▸ **DATA**
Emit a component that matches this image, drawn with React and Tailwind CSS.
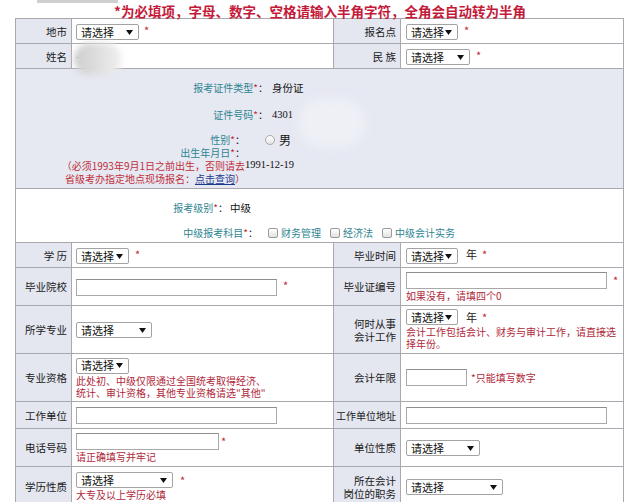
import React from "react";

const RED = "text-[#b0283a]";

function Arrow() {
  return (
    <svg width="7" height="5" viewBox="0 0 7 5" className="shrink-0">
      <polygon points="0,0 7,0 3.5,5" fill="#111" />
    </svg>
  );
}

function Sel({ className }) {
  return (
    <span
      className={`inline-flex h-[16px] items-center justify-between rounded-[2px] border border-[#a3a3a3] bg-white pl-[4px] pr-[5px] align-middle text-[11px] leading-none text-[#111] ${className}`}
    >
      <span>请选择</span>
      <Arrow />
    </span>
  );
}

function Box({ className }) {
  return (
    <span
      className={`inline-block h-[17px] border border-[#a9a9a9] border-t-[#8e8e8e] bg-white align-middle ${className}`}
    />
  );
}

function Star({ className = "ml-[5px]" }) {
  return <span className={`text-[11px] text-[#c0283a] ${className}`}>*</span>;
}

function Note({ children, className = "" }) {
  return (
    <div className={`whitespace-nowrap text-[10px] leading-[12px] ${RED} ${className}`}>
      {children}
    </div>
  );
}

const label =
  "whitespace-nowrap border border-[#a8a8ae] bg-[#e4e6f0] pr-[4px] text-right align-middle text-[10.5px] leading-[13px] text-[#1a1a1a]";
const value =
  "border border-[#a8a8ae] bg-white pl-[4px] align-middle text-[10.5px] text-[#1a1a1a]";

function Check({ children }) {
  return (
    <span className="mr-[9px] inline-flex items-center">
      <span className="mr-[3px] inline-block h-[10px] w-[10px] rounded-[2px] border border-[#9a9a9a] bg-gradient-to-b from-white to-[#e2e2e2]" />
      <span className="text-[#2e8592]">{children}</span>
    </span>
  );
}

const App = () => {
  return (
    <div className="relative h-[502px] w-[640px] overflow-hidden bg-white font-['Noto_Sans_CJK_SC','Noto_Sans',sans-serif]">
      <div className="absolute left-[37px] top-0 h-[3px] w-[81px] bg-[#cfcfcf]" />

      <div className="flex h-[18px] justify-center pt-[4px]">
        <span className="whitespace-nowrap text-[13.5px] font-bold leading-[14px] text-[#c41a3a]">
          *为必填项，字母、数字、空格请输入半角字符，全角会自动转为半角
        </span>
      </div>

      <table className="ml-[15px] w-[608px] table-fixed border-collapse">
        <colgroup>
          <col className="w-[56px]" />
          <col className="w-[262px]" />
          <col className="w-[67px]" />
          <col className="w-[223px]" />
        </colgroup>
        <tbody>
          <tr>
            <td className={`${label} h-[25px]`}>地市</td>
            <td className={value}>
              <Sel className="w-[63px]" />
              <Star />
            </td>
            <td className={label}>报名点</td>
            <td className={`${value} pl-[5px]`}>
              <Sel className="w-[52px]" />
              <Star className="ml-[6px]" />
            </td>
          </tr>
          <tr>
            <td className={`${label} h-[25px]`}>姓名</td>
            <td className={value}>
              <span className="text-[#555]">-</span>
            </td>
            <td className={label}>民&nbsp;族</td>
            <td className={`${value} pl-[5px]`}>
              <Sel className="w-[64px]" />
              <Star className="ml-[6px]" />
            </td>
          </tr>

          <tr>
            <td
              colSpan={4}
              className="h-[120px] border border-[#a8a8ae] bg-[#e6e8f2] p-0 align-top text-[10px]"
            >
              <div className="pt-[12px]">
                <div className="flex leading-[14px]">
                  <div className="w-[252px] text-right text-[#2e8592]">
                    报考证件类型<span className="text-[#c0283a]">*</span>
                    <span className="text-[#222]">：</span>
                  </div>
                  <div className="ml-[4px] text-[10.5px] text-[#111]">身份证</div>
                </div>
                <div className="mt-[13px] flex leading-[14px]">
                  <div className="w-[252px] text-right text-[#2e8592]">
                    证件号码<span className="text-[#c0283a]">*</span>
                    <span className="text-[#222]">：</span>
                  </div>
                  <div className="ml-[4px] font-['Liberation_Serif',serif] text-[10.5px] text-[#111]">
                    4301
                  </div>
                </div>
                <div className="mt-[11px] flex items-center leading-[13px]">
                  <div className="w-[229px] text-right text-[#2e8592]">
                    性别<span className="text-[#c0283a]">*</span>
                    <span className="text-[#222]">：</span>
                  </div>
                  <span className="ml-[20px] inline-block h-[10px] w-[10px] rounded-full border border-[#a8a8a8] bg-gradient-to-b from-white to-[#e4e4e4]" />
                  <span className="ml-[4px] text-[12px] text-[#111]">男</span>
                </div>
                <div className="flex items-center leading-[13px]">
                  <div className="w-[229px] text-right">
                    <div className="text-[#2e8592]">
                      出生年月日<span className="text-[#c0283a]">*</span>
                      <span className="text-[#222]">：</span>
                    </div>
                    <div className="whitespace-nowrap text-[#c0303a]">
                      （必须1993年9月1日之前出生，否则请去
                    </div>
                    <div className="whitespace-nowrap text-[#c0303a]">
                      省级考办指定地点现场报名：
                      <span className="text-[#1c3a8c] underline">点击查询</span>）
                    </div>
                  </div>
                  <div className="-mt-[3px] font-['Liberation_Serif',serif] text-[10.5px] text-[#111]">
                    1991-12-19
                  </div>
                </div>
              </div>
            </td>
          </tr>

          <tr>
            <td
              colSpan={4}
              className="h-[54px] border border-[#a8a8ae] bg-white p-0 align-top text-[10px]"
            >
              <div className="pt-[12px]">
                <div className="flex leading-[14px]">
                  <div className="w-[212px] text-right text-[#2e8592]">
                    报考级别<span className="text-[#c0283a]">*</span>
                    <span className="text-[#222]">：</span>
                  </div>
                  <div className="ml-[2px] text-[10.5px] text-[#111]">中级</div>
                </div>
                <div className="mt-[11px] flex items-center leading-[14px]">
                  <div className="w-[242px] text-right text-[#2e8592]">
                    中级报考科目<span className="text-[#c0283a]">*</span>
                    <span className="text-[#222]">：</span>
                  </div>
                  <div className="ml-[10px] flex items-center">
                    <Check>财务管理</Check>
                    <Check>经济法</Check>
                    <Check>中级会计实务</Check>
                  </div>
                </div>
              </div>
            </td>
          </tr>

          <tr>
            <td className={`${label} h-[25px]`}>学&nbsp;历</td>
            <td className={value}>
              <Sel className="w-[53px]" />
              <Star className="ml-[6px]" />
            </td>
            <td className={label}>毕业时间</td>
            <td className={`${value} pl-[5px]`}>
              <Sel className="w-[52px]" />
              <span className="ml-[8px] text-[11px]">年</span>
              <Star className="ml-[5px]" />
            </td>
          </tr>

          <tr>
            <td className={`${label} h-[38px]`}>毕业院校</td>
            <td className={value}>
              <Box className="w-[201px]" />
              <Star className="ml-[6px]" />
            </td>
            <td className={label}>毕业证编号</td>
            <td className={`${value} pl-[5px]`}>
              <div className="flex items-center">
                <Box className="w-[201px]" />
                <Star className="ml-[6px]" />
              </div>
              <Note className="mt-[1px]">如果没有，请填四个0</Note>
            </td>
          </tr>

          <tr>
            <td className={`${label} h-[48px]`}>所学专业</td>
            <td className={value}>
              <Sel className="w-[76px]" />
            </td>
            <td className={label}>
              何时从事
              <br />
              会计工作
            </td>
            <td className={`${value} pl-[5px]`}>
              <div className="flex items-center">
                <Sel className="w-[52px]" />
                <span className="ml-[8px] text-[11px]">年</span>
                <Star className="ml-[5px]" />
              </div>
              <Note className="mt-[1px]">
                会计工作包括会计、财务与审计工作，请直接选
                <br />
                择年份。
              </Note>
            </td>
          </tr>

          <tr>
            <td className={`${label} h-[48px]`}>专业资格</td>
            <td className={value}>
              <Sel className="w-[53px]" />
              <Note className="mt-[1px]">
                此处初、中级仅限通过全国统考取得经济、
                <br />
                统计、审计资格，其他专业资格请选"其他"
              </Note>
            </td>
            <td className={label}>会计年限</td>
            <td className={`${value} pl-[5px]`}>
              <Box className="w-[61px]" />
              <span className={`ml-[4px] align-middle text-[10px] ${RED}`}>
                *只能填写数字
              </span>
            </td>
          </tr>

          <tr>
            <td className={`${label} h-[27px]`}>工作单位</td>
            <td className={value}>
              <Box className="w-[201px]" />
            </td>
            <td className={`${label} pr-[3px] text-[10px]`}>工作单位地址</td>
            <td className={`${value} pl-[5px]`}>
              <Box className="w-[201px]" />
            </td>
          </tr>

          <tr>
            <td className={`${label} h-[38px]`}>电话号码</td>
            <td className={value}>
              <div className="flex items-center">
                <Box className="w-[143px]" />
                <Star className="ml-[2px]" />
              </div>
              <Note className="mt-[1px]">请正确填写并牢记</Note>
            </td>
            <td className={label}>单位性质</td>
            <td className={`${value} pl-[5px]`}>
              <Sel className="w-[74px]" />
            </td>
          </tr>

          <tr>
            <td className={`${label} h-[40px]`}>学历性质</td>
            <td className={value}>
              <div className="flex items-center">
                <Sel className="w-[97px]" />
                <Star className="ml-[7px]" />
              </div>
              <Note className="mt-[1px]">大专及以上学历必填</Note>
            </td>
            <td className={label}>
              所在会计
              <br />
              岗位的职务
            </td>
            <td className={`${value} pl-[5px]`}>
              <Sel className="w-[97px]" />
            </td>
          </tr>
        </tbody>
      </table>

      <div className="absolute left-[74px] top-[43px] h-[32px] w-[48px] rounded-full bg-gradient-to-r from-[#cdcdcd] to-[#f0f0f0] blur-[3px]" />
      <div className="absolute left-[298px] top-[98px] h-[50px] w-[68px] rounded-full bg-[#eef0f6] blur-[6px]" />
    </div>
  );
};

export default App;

▸ **WHAT TO PRODUCE**
With all pictures left out, please transcribe exactly the lines from the start of the material through the line with "border-[#a8a8ae] bg-white pl-[4px]".

▸ **RESULT FOR THIS TASK**
Emit a component that matches this image, drawn with React and Tailwind CSS.
import React from "react";

const RED = "text-[#b0283a]";

function Arrow() {
  return (
    <svg width="7" height="5" viewBox="0 0 7 5" className="shrink-0">
      <polygon points="0,0 7,0 3.5,5" fill="#111" />
    </svg>
  );
}

function Sel({ className }) {
  return (
    <span
      className={`inline-flex h-[16px] items-center justify-between rounded-[2px] border border-[#a3a3a3] bg-white pl-[4px] pr-[5px] align-middle text-[11px] leading-none text-[#111] ${className}`}
    >
      <span>请选择</span>
      <Arrow />
    </span>
  );
}

function Box({ className }) {
  return (
    <span
      className={`inline-block h-[17px] border border-[#a9a9a9] border-t-[#8e8e8e] bg-white align-middle ${className}`}
    />
  );
}

function Star({ className = "ml-[5px]" }) {
  return <span className={`text-[11px] text-[#c0283a] ${className}`}>*</span>;
}

function Note({ children, className = "" }) {
  return (
    <div className={`whitespace-nowrap text-[10px] leading-[12px] ${RED} ${className}`}>
      {children}
    </div>
  );
}

const label =
  "whitespace-nowrap border border-[#a8a8ae] bg-[#e4e6f0] pr-[4px] text-right align-middle text-[10.5px] leading-[13px] text-[#1a1a1a]";
const value =
  "border border-[#a8a8ae] bg-white pl-[4px] align-middle text-[10.5px] text-[#1a1a1a]";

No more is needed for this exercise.